— start of Source excerpt —

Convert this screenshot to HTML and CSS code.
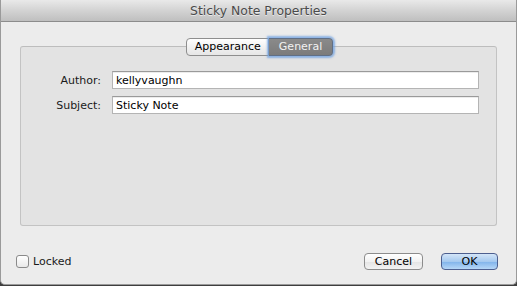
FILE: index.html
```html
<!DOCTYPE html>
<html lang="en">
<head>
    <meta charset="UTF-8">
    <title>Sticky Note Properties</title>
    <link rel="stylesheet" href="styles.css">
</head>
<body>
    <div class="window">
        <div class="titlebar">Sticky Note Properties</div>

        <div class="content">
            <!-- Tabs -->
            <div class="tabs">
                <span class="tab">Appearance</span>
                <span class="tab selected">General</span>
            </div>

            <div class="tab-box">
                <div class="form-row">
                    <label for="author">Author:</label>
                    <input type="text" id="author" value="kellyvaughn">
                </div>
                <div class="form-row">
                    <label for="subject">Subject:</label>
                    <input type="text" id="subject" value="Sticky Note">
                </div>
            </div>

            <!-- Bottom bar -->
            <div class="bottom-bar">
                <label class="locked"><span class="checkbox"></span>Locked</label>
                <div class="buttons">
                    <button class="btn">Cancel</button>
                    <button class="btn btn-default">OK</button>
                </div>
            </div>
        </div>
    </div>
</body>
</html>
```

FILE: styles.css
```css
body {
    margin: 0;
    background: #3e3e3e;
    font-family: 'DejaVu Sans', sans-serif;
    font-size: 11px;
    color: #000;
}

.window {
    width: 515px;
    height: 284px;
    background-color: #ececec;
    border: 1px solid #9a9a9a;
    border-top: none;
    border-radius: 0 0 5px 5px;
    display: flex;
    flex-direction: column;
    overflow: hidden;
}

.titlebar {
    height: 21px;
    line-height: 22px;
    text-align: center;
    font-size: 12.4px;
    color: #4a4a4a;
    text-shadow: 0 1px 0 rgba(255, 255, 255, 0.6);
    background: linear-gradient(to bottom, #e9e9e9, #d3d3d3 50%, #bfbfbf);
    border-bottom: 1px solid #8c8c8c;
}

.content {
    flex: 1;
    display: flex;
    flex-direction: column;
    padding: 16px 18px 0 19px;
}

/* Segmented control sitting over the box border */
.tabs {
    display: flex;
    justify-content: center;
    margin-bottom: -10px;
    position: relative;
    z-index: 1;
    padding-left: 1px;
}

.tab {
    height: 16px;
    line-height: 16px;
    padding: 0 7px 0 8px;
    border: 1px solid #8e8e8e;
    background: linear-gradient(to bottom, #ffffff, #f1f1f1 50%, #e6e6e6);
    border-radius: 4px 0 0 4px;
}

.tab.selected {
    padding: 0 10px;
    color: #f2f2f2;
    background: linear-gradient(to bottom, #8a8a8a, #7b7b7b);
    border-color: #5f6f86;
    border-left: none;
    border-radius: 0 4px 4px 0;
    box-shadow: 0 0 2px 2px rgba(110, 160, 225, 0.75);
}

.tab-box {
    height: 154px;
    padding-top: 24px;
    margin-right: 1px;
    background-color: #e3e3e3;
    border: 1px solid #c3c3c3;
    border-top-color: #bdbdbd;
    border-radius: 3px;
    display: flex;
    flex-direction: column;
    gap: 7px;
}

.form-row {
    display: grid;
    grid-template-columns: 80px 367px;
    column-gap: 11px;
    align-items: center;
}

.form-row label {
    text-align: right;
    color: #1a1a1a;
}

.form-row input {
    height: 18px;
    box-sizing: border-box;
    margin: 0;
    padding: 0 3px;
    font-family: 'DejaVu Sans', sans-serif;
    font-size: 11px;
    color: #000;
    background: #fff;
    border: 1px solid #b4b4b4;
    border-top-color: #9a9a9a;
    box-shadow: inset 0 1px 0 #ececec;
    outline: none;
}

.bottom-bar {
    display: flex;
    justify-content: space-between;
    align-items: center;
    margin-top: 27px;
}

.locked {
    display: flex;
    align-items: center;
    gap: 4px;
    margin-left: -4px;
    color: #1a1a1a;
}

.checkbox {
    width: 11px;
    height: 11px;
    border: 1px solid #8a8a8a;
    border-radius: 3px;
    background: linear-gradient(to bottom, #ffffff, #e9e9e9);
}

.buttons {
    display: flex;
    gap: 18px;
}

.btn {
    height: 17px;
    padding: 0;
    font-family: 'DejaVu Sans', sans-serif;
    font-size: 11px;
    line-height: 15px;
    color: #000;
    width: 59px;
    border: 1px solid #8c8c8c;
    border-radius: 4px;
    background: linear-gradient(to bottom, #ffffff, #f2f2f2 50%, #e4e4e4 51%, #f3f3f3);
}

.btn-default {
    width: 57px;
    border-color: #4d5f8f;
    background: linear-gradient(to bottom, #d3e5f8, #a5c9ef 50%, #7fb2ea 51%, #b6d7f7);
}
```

— end of Source excerpt —

Could you repeat all of the material exactly? Pictures should not be copied.

Convert this screenshot to HTML and CSS code.
FILE: index.html
```html
<!DOCTYPE html>
<html lang="en">
<head>
    <meta charset="UTF-8">
    <title>Sticky Note Properties</title>
    <link rel="stylesheet" href="styles.css">
</head>
<body>
    <div class="window">
        <div class="titlebar">Sticky Note Properties</div>

        <div class="content">
            <!-- Tabs -->
            <div class="tabs">
                <span class="tab">Appearance</span>
                <span class="tab selected">General</span>
            </div>

            <div class="tab-box">
                <div class="form-row">
                    <label for="author">Author:</label>
                    <input type="text" id="author" value="kellyvaughn">
                </div>
                <div class="form-row">
                    <label for="subject">Subject:</label>
                    <input type="text" id="subject" value="Sticky Note">
                </div>
            </div>

            <!-- Bottom bar -->
            <div class="bottom-bar">
                <label class="locked"><span class="checkbox"></span>Locked</label>
                <div class="buttons">
                    <button class="btn">Cancel</button>
                    <button class="btn btn-default">OK</button>
                </div>
            </div>
        </div>
    </div>
</body>
</html>
```

FILE: styles.css
```css
body {
    margin: 0;
    background: #3e3e3e;
    font-family: 'DejaVu Sans', sans-serif;
    font-size: 11px;
    color: #000;
}

.window {
    width: 515px;
    height: 284px;
    background-color: #ececec;
    border: 1px solid #9a9a9a;
    border-top: none;
    border-radius: 0 0 5px 5px;
    display: flex;
    flex-direction: column;
    overflow: hidden;
}

.titlebar {
    height: 21px;
    line-height: 22px;
    text-align: center;
    font-size: 12.4px;
    color: #4a4a4a;
    text-shadow: 0 1px 0 rgba(255, 255, 255, 0.6);
    background: linear-gradient(to bottom, #e9e9e9, #d3d3d3 50%, #bfbfbf);
    border-bottom: 1px solid #8c8c8c;
}

.content {
    flex: 1;
    display: flex;
    flex-direction: column;
    padding: 16px 18px 0 19px;
}

/* Segmented control sitting over the box border */
.tabs {
    display: flex;
    justify-content: center;
    margin-bottom: -10px;
    position: relative;
    z-index: 1;
    padding-left: 1px;
}

.tab {
    height: 16px;
    line-height: 16px;
    padding: 0 7px 0 8px;
    border: 1px solid #8e8e8e;
    background: linear-gradient(to bottom, #ffffff, #f1f1f1 50%, #e6e6e6);
    border-radius: 4px 0 0 4px;
}

.tab.selected {
    padding: 0 10px;
    color: #f2f2f2;
    background: linear-gradient(to bottom, #8a8a8a, #7b7b7b);
    border-color: #5f6f86;
    border-left: none;
    border-radius: 0 4px 4px 0;
    box-shadow: 0 0 2px 2px rgba(110, 160, 225, 0.75);
}

.tab-box {
    height: 154px;
    padding-top: 24px;
    margin-right: 1px;
    background-color: #e3e3e3;
    border: 1px solid #c3c3c3;
    border-top-color: #bdbdbd;
    border-radius: 3px;
    display: flex;
    flex-direction: column;
    gap: 7px;
}

.form-row {
    display: grid;
    grid-template-columns: 80px 367px;
    column-gap: 11px;
    align-items: center;
}

.form-row label {
    text-align: right;
    color: #1a1a1a;
}

.form-row input {
    height: 18px;
    box-sizing: border-box;
    margin: 0;
    padding: 0 3px;
    font-family: 'DejaVu Sans', sans-serif;
    font-size: 11px;
    color: #000;
    background: #fff;
    border: 1px solid #b4b4b4;
    border-top-color: #9a9a9a;
    box-shadow: inset 0 1px 0 #ececec;
    outline: none;
}

.bottom-bar {
    display: flex;
    justify-content: space-between;
    align-items: center;
    margin-top: 27px;
}

.locked {
    display: flex;
    align-items: center;
    gap: 4px;
    margin-left: -4px;
    color: #1a1a1a;
}

.checkbox {
    width: 11px;
    height: 11px;
    border: 1px solid #8a8a8a;
    border-radius: 3px;
    background: linear-gradient(to bottom, #ffffff, #e9e9e9);
}

.buttons {
    display: flex;
    gap: 18px;
}

.btn {
    height: 17px;
    padding: 0;
    font-family: 'DejaVu Sans', sans-serif;
    font-size: 11px;
    line-height: 15px;
    color: #000;
    width: 59px;
    border: 1px solid #8c8c8c;
    border-radius: 4px;
    background: linear-gradient(to bottom, #ffffff, #f2f2f2 50%, #e4e4e4 51%, #f3f3f3);
}

.btn-default {
    width: 57px;
    border-color: #4d5f8f;
    background: linear-gradient(to bottom, #d3e5f8, #a5c9ef 50%, #7fb2ea 51%, #b6d7f7);
}
```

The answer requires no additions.